▸ Exercise objective:
From the entries below, work out the number of lines that hold the word "index", and give that number alone.

▸ Records provided:
##########
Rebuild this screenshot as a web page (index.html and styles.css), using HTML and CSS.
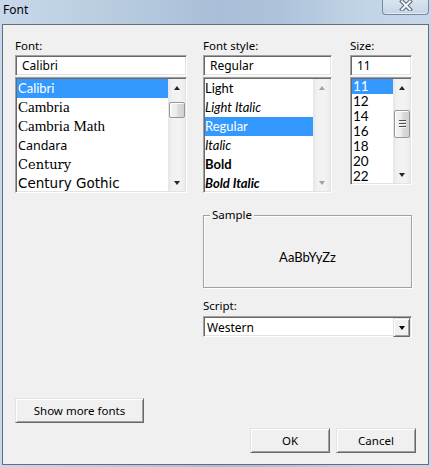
FILE: index.html
```html
<!DOCTYPE html>
<html>
<head>
<meta charset="utf-8">
<title>Font</title>
<link rel="stylesheet" href="styles.css">
</head>
<body>
<div class="window">
  <div class="titlebar">
    <span class="title">Font</span>
    <div class="close">
      <svg width="14" height="11" viewBox="0 0 14 11">
        <path d="M3 1.5 L11 9.5 M11 1.5 L3 9.5" stroke="#5b6778" stroke-width="4" stroke-linecap="square" fill="none"/>
        <path d="M3 1.5 L11 9.5 M11 1.5 L3 9.5" stroke="#f4f7fb" stroke-width="2" stroke-linecap="square" fill="none"/>
      </svg>
    </div>
  </div>
  <div class="panel">
    <div class="top">
      <div class="col col-font">
        <div class="lbl">Font:</div>
        <div class="field">Calibri</div>
        <div class="list list-font">
          <ul class="items">
            <li class="sel f-calibri">Calibri</li>
            <li class="f-cambria">Cambria</li>
            <li class="f-cambria">Cambria Math</li>
            <li class="f-candara">Candara</li>
            <li class="f-century">Century</li>
            <li class="f-gothic">Century Gothic</li>
          </ul>
          <div class="sb">
            <div class="sb-btn"><span class="arr-up"></span></div>
            <div class="sb-track"><div class="thumb thumb-font"></div></div>
            <div class="sb-btn"><span class="arr-down"></span></div>
          </div>
        </div>
      </div>
      <div class="right">
        <div class="pair">
          <div class="col col-style">
            <div class="lbl">Font style:</div>
            <div class="field">Regular</div>
            <div class="list list-style">
              <ul class="items items-style">
                <li class="w-light">Light</li>
                <li class="w-light it">Light Italic</li>
                <li class="sel">Regular</li>
                <li class="it">Italic</li>
                <li class="bold">Bold</li>
                <li class="bold it">Bold Italic</li>
              </ul>
              <div class="sb sb-disabled">
                <div class="sb-btn"><span class="arr-up"></span></div>
                <div class="sb-track"></div>
                <div class="sb-btn"><span class="arr-down"></span></div>
              </div>
            </div>
          </div>
          <div class="col col-size">
            <div class="lbl">Size:</div>
            <div class="field">11</div>
            <div class="list list-size">
              <ul class="items items-size">
                <li class="sel">11</li>
                <li>12</li>
                <li>14</li>
                <li>16</li>
                <li>18</li>
                <li>20</li>
                <li>22</li>
              </ul>
              <div class="sb">
                <div class="sb-btn"><span class="arr-up"></span></div>
                <div class="sb-track"><div class="thumb thumb-size"><span class="grip"></span></div></div>
                <div class="sb-btn"><span class="arr-down"></span></div>
              </div>
            </div>
          </div>
        </div>
        <div class="sample">
          <span class="legend">Sample</span>
          <span class="sample-text">AaBbYyZz</span>
        </div>
        <div class="lbl lbl-script">Script:</div>
        <div class="combo">
          <span class="combo-text">Western</span>
          <span class="combo-btn"><span class="arr-down"></span></span>
        </div>
      </div>
    </div>
    <div class="more-row"><button class="btn btn-more">Show more fonts</button></div>
    <div class="actions">
      <button class="btn btn-act">OK</button>
      <button class="btn btn-act">Cancel</button>
    </div>
  </div>
</div>
</body>
</html>
```

FILE: styles.css
```css
* { box-sizing: border-box; margin: 0; padding: 0; }
html, body { width: 431px; height: 467px; overflow: hidden; }
body {
  font-family: "Noto Sans", "Open Sans", sans-serif;
  font-size: 11.5px;
  color: #000;
  background: linear-gradient(90deg, #c7d8ea 0%, #b9cce0 25%, #a9bfd7 50%, #aec3da 65%, #c2d4e7 85%, #c6d7e9 100%);
}
.window { display: flex; flex-direction: column; height: 467px; }
.titlebar { position: relative; height: 24px; flex: none; }
.title { display: block; padding-left: 3px; line-height: 20px; font-size: 12px; }
.close {
  position: absolute; top: 0; right: 2px;
  width: 47px; height: 15px;
  border: 1px solid #7588a0; border-top: none;
  border-radius: 0 0 4px 4px;
  background: linear-gradient(#d9e5f1, #c5d5e6);
  box-shadow: inset 0 -1px 0 rgba(255,255,255,0.5);
  display: flex; justify-content: center; align-items: flex-start;
}
.close svg { display: block; }
.panel {
  flex: 1;
  margin: 0 2px 2px 2px;
  border: 1px solid #636e7c;
  background: #f0f0f0;
  padding: 13px 12px 0 12px;
  display: flex; flex-direction: column;
}
.top { display: flex; gap: 16px; }
.col-font { width: 172px; }
.right { width: 209px; display: flex; flex-direction: column; }
.pair { display: flex; gap: 18px; }
.col-style { width: 129px; }
.col-size { width: 62px; }
.lbl { height: 16px; line-height: 16px; margin-bottom: 1px; }
.field, .list, .combo {
  background: #fff;
  border: 1px solid;
  border-color: #a0a0a0 #fff #fff #a0a0a0;
  box-shadow: inset 1px 1px 0 #696969, inset -1px -1px 0 #e3e3e3;
}
.field {
  height: 21px; margin-bottom: 1px;
  padding-left: 6px; line-height: 19px; font-size: 12px;
}
.list { display: flex; padding: 1px; overflow: hidden; }
.list-font, .list-style { height: 116px; }
.list-size { height: 108px; }
.items { flex: 1; list-style: none; overflow: hidden; min-width: 0; }
.items li { height: 19px; line-height: 19px; padding-left: 1px; white-space: nowrap; }
.items li.sel { background: #3399ff; color: #fff; }
.f-calibri { font-family: Lato, sans-serif; font-size: 13px; }
.f-cambria { font-family: "Liberation Serif", serif; font-size: 15px; }
.f-candara { font-family: "Noto Sans", sans-serif; font-size: 12.5px; }
.f-century { font-family: "DejaVu Serif", serif; font-size: 13px; }
.f-gothic { font-family: "DejaVu Sans", sans-serif; font-size: 13.5px; }
.items-style li { font-family: Lato, sans-serif; font-size: 13px; padding-left: 0; }
.w-light { font-weight: 400; }
.it { font-style: italic; }
.bold { font-weight: 700; }
.items-size li { height: 15px; line-height: 15px; font-family: Lato, sans-serif; font-size: 13.5px; }
.sb {
  width: 17px; flex: none;
  display: flex; flex-direction: column;
  background: linear-gradient(90deg, #e6e6e6, #f1f1f1 25%, #f3f3f3 70%, #ebebeb);
}
.sb-btn { height: 17px; flex: none; display: flex; align-items: center; justify-content: center; }
.sb-track { flex: 1; }
.arr-up, .arr-down { width: 0; height: 0; border-left: 3.5px solid transparent; border-right: 3.5px solid transparent; }
.arr-up { border-bottom: 4px solid #262626; }
.arr-down { border-top: 4px solid #262626; }
.sb-disabled .arr-up { border-bottom-color: #a3a3a3; }
.sb-disabled .arr-down { border-top-color: #a3a3a3; }
.thumb {
  margin: 0 0 0 1px; width: 16px;
  border: 1px solid #979797; border-radius: 2px;
  background: linear-gradient(90deg, #f4f4f4, #ececec 45%, #dcdcdc 55%, #d0d0d0);
  box-shadow: inset 1px 1px 0 #fff;
  display: flex; align-items: center; justify-content: center;
}
.thumb-font { margin-top: 6px; height: 16px; }
.thumb-size { margin-top: 14px; height: 28px; }
.grip {
  width: 7px; height: 8px;
  background: repeating-linear-gradient(#4d4d4d 0 1px, #f7f7f7 1px 2px, transparent 2px 3px);
}
.sample {
  position: relative;
  margin-top: 22px; height: 73px;
  border: 1px solid #a0a0a0;
  box-shadow: 1px 1px 0 #fff, inset 1px 1px 0 #fff;
  display: flex; justify-content: center;
  padding-top: 33px;
}
.legend {
  position: absolute; top: -9px; left: 6px;
  padding: 0 2px; line-height: 16px; background: #f0f0f0;
}
.sample-text { font-family: Lato, sans-serif; font-size: 13px; line-height: 16px; height: 16px; }
.lbl-script { margin-top: 10px; margin-bottom: 2px; }
.combo { height: 21px; display: flex; padding: 1px; }
.combo-text { flex: 1; padding-left: 2px; line-height: 19px; font-size: 12px; }
.combo-btn {
  width: 17px; height: 19px;
  background: #f0f0f0;
  border: 1px solid; border-color: #e3e3e3 #696969 #696969 #e3e3e3;
  box-shadow: inset 1px 1px 0 #fff, inset -1px -1px 0 #a0a0a0;
  display: flex; align-items: center; justify-content: center;
}
.combo-btn .arr-down { border-top-color: #000; }
.more-row { margin-top: 61px; }
.btn {
  height: 25px;
  font-family: inherit; font-size: 11.5px; color: #000;
  background: #f0f0f0;
  border: 1px solid; border-color: #e3e3e3 #696969 #696969 #e3e3e3;
  box-shadow: inset 1px 1px 0 #fff, inset -1px -1px 0 #a0a0a0;
}
.btn-more { width: 129px; }
.actions { margin-top: 5px; display: flex; justify-content: flex-end; gap: 6px; }
.btn-act { width: 80px; }
```
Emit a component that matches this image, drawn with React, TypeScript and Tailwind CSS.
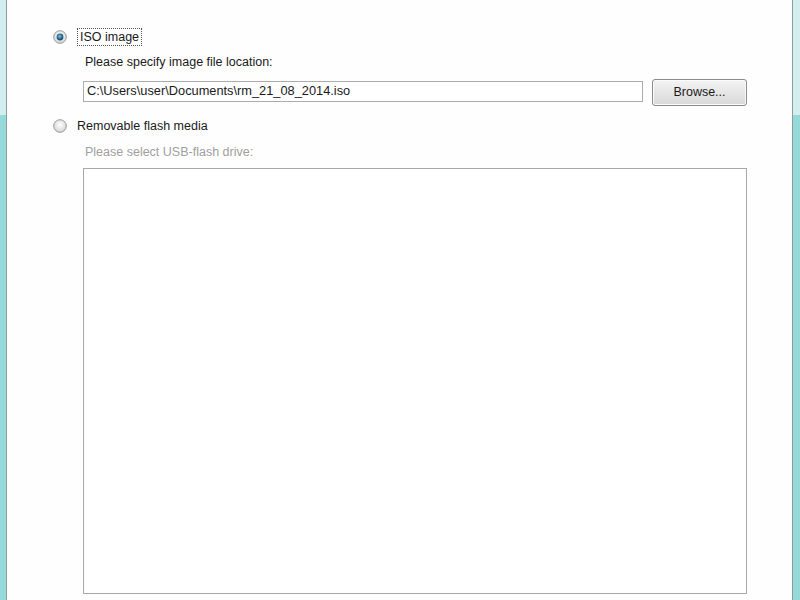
##########
▸ Response:
2